### [Given exercise]
Where a line holds the string "index", return that line.

### [Source material]
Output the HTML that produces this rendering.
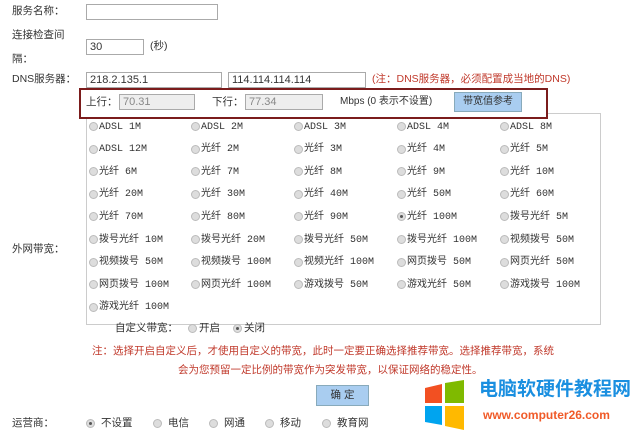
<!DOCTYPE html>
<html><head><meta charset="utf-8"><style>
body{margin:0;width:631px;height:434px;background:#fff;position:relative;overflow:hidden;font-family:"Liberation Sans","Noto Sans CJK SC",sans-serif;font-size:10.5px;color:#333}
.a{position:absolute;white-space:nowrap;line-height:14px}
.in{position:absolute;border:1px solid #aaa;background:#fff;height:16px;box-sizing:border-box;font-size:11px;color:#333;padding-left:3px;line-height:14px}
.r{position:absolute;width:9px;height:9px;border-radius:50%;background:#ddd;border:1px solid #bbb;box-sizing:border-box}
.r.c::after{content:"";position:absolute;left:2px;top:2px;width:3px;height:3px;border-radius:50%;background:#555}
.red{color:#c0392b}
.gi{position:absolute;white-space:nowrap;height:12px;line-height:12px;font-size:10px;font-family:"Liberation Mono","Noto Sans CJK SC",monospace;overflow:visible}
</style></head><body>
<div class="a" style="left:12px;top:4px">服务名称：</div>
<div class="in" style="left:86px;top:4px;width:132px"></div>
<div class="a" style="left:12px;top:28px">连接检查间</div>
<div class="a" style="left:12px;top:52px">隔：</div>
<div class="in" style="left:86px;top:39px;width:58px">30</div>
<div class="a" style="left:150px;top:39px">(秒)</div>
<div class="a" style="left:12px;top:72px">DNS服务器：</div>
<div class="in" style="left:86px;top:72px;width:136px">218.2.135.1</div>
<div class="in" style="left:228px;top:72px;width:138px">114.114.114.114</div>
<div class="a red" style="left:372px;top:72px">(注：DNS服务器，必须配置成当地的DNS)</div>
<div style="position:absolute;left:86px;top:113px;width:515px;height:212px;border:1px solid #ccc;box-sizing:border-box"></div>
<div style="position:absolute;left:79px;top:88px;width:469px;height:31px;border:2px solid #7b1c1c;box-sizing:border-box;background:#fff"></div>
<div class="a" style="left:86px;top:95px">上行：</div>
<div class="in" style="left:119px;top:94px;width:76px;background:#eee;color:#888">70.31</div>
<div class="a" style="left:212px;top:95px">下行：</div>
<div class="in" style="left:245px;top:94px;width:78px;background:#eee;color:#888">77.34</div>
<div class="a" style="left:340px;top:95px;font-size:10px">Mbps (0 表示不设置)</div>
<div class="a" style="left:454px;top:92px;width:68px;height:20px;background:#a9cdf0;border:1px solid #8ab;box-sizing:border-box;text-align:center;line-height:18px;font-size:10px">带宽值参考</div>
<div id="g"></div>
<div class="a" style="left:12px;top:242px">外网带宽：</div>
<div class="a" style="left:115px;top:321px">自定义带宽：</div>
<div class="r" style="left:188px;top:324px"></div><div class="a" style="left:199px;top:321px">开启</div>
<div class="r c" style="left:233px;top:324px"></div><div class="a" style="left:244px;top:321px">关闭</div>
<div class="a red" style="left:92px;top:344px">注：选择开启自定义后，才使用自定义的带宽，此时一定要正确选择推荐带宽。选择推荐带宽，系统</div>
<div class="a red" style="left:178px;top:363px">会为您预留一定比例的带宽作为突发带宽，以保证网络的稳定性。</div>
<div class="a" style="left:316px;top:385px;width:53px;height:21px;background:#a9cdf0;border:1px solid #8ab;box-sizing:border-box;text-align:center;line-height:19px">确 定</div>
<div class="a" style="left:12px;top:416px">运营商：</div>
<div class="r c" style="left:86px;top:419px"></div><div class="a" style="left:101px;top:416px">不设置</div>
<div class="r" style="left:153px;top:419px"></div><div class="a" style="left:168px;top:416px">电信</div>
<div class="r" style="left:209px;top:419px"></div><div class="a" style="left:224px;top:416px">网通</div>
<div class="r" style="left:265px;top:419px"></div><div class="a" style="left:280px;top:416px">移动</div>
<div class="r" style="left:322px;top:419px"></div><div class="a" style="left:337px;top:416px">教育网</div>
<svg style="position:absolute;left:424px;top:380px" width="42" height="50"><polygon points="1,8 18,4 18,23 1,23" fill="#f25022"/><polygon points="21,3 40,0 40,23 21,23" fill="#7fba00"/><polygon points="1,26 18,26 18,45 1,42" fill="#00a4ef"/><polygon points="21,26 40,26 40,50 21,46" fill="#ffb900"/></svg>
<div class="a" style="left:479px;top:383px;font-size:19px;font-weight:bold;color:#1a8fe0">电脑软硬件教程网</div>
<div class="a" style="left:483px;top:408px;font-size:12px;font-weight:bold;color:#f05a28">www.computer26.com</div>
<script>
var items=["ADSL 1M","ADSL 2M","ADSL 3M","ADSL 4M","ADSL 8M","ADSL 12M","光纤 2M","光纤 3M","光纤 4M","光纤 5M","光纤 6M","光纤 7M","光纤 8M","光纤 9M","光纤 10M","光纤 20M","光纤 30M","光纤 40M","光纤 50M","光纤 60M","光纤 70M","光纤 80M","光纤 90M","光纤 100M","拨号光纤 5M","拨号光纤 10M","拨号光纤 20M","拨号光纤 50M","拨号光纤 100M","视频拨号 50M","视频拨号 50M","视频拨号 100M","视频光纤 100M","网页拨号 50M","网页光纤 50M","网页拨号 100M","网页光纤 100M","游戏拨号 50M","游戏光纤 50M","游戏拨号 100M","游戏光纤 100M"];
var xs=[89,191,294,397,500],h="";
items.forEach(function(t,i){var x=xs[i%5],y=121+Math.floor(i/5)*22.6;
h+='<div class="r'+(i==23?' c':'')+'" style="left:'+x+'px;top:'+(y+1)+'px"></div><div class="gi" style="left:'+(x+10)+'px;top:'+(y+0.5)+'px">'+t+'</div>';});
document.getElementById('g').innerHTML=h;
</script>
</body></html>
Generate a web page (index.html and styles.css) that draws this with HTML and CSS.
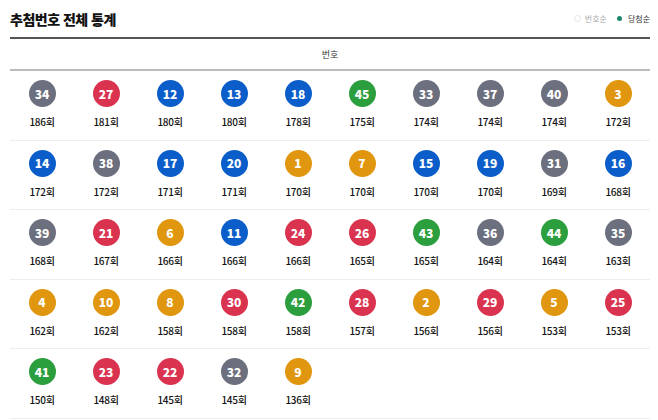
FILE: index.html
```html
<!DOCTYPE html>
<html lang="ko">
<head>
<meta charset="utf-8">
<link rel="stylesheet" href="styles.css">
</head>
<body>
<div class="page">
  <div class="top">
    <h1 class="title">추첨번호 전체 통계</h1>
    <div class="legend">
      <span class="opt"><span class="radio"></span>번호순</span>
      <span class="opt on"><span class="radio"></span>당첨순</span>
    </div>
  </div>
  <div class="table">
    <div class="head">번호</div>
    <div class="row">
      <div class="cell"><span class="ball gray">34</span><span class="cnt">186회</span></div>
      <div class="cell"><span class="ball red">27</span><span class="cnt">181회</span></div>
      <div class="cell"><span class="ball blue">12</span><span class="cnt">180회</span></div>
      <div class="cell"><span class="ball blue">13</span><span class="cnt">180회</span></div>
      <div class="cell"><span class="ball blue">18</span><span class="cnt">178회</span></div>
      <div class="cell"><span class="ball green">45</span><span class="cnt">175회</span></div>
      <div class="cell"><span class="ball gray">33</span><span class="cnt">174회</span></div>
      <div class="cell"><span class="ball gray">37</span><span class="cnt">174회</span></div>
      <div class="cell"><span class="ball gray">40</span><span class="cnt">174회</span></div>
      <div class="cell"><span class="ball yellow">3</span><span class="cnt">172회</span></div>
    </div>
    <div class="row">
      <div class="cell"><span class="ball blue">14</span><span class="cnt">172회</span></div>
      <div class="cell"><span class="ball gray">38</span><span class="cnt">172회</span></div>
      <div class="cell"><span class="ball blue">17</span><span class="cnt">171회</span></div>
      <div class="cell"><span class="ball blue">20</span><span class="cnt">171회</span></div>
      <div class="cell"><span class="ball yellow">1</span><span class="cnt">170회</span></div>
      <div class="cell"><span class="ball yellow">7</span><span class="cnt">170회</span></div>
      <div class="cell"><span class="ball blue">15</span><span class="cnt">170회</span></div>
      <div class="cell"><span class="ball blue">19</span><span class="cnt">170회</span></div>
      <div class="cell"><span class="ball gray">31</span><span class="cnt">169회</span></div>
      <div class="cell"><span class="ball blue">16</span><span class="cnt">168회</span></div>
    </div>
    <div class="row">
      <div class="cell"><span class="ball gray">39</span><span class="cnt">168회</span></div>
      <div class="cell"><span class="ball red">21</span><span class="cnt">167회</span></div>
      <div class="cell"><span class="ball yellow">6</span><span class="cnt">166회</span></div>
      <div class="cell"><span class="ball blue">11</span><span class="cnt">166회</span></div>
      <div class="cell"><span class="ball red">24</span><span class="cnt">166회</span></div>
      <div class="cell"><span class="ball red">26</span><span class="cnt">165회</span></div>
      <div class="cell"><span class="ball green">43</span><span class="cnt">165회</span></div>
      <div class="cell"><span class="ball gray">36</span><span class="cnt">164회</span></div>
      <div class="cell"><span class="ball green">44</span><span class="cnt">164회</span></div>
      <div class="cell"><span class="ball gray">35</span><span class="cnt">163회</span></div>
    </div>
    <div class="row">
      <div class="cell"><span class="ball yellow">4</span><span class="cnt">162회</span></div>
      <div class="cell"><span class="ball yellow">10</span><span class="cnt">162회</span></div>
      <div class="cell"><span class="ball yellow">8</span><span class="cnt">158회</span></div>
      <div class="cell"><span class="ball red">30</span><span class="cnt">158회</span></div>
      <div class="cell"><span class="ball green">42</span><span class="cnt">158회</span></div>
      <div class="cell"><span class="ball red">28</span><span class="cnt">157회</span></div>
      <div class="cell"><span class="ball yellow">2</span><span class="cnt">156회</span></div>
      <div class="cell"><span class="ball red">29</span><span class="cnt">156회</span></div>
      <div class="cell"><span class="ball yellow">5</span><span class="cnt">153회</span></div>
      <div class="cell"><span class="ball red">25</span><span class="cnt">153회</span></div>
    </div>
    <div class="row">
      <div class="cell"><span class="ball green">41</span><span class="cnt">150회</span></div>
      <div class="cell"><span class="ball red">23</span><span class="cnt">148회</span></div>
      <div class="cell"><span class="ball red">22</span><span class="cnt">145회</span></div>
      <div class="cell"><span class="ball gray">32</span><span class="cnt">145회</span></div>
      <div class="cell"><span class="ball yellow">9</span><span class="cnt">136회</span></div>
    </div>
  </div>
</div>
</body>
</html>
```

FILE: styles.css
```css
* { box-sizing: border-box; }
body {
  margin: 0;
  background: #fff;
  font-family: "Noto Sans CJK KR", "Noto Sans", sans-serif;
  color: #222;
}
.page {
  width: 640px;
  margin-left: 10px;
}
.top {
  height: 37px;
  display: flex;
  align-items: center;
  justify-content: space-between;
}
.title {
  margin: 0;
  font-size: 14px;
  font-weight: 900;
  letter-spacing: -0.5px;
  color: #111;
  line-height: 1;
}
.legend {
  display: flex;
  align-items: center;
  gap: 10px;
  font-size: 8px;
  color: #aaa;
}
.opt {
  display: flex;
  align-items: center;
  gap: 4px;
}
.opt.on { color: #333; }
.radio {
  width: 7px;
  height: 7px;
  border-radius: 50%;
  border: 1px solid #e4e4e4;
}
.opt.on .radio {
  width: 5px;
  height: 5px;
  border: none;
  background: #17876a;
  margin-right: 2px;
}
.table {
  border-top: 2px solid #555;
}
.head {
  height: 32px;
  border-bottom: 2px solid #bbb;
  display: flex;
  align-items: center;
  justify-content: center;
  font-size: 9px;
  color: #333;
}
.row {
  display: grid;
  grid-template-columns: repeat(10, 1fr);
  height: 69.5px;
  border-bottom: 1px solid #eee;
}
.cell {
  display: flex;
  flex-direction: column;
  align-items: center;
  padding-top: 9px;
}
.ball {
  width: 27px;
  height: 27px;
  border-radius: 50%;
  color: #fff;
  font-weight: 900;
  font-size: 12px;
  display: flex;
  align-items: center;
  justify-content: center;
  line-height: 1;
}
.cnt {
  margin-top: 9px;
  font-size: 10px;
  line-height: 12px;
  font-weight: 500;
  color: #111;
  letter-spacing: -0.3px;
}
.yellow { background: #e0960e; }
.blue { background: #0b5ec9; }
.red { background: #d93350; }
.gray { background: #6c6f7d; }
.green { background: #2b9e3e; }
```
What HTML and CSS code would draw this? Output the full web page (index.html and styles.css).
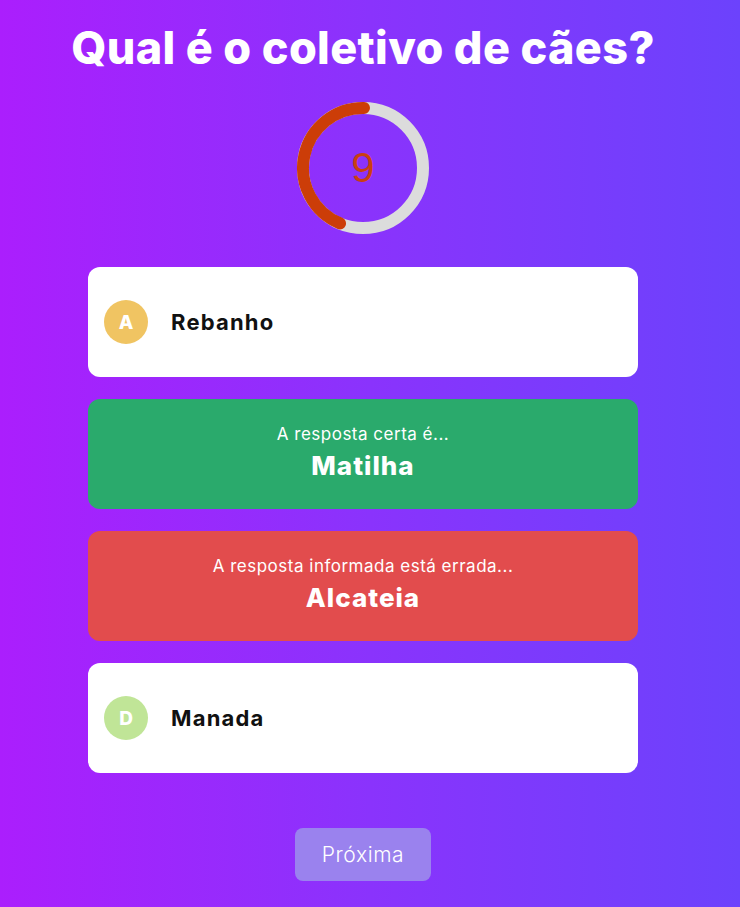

### [Solution to the exercise]
Generate a web page (index.html and styles.css) that draws this with HTML and CSS.
FILE: index.html
What HTML and CSS code would draw this? Output the full web page (index.html and styles.css).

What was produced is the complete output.